▶ _Exercise_:
Copy the lines of the data below exactly, starting at the first and stopping after the line that contains "MdKeyboard, MdMic, MdSearch"; include no pictures.

▶ _Data shown_:
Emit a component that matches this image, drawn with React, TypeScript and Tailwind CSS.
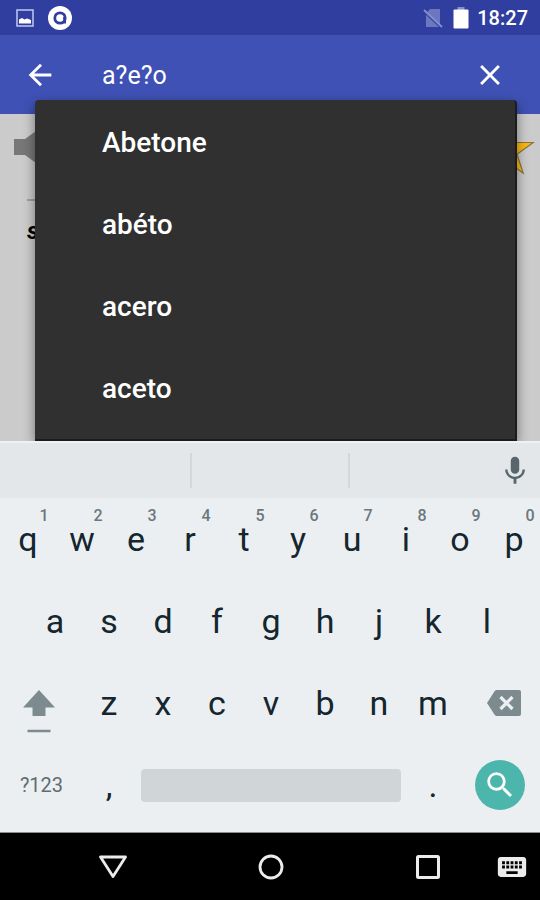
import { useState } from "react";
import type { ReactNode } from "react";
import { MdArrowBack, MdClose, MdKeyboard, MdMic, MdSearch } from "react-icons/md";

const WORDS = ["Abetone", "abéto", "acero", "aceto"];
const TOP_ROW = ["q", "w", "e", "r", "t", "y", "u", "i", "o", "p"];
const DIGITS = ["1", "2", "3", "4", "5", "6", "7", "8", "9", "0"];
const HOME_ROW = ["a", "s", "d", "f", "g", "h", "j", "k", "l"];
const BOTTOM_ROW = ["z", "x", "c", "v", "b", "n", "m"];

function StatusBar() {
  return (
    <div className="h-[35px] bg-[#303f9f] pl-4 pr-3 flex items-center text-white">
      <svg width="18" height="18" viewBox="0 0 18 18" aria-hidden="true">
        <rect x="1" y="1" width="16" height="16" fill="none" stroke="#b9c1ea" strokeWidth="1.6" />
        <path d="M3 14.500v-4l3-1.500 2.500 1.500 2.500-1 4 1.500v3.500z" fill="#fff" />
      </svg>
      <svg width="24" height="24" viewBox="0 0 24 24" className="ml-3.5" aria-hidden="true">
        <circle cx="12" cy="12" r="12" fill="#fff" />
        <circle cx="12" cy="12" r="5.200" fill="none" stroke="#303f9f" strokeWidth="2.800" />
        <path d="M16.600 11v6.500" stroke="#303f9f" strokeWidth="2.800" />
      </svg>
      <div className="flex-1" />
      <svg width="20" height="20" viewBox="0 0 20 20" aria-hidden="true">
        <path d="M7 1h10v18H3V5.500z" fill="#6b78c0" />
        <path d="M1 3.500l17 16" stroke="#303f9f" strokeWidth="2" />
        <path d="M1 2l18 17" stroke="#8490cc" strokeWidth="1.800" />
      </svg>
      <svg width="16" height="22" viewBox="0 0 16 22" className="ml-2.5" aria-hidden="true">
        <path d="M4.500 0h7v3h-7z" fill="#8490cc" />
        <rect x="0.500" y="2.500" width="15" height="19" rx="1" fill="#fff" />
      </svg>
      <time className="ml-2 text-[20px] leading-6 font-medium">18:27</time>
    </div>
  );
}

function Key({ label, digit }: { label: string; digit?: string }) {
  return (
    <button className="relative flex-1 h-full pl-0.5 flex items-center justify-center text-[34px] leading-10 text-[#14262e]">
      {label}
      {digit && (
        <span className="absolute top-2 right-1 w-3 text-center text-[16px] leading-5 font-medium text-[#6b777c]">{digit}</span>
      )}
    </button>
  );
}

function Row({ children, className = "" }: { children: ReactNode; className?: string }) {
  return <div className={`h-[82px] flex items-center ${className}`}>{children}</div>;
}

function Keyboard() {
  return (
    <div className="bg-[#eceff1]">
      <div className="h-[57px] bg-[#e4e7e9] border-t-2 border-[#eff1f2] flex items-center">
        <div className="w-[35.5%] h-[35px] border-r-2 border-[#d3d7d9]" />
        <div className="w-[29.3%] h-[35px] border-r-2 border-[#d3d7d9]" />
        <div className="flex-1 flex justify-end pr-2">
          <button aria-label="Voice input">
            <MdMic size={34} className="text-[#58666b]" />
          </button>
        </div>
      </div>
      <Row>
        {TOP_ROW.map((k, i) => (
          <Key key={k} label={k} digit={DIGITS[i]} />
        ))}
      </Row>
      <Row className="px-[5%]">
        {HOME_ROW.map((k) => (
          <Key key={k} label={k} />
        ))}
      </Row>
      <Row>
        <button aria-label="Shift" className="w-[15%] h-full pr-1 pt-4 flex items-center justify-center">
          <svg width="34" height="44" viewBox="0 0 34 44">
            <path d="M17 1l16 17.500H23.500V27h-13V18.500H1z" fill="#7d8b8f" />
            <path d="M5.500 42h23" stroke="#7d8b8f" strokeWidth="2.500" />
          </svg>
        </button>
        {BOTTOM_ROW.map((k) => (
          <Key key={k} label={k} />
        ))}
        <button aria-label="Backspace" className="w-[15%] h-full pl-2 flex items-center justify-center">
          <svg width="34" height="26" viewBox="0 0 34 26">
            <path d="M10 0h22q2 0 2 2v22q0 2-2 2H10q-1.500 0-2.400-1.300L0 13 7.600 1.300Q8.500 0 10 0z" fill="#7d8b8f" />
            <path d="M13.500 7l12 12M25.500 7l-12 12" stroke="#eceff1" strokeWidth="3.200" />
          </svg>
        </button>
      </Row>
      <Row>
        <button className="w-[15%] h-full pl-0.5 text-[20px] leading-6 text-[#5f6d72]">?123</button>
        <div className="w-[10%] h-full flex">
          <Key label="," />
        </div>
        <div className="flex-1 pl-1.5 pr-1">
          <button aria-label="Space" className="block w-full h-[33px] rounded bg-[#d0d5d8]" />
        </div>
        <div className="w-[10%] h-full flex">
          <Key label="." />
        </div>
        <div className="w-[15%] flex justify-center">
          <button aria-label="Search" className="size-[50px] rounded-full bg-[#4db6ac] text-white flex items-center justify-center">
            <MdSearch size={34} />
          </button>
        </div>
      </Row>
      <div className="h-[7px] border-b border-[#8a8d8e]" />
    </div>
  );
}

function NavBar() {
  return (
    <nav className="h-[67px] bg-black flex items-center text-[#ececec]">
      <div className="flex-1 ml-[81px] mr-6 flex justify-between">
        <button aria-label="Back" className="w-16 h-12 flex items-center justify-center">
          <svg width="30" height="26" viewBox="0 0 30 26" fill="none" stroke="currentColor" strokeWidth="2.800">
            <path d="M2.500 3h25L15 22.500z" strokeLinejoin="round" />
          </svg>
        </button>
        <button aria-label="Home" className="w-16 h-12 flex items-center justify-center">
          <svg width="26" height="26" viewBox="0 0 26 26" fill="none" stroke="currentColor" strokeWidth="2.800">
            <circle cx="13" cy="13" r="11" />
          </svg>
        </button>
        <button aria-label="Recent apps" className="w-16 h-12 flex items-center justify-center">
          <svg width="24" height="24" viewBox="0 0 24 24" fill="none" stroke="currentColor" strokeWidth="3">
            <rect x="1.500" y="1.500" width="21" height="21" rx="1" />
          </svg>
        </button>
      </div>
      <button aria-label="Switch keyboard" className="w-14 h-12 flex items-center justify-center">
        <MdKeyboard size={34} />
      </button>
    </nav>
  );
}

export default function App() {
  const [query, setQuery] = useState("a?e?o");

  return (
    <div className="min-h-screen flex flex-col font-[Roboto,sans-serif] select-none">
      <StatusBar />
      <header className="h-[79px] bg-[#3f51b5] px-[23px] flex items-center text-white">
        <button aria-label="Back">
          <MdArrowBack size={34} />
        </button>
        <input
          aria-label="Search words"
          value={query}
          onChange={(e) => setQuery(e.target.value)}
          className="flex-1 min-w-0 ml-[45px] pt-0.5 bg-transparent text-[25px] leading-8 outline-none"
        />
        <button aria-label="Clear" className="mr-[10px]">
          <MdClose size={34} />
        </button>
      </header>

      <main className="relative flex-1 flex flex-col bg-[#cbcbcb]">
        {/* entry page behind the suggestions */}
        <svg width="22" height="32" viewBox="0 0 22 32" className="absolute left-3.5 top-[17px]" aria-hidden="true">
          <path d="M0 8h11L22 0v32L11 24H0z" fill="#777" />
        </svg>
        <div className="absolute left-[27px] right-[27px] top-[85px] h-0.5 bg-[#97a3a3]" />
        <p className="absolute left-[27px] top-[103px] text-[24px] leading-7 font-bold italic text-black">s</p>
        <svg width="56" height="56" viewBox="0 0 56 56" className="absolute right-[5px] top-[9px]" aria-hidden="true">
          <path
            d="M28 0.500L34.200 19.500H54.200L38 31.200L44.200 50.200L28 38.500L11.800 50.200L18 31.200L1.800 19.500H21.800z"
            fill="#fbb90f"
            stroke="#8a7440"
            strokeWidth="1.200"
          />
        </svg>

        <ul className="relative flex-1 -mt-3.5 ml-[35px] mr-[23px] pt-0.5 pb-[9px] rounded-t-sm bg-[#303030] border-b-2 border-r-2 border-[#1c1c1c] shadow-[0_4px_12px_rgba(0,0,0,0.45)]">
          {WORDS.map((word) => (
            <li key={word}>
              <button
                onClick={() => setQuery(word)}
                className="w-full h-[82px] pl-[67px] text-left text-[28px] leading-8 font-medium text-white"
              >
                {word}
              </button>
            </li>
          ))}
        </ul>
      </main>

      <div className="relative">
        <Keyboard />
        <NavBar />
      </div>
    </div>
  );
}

▶ _Task output_:
Emit a component that matches this image, drawn with React, TypeScript and Tailwind CSS.
import { useState } from "react";
import type { ReactNode } from "react";
import { MdArrowBack, MdClose, MdKeyboard, MdMic, MdSearch } from "react-icons/md";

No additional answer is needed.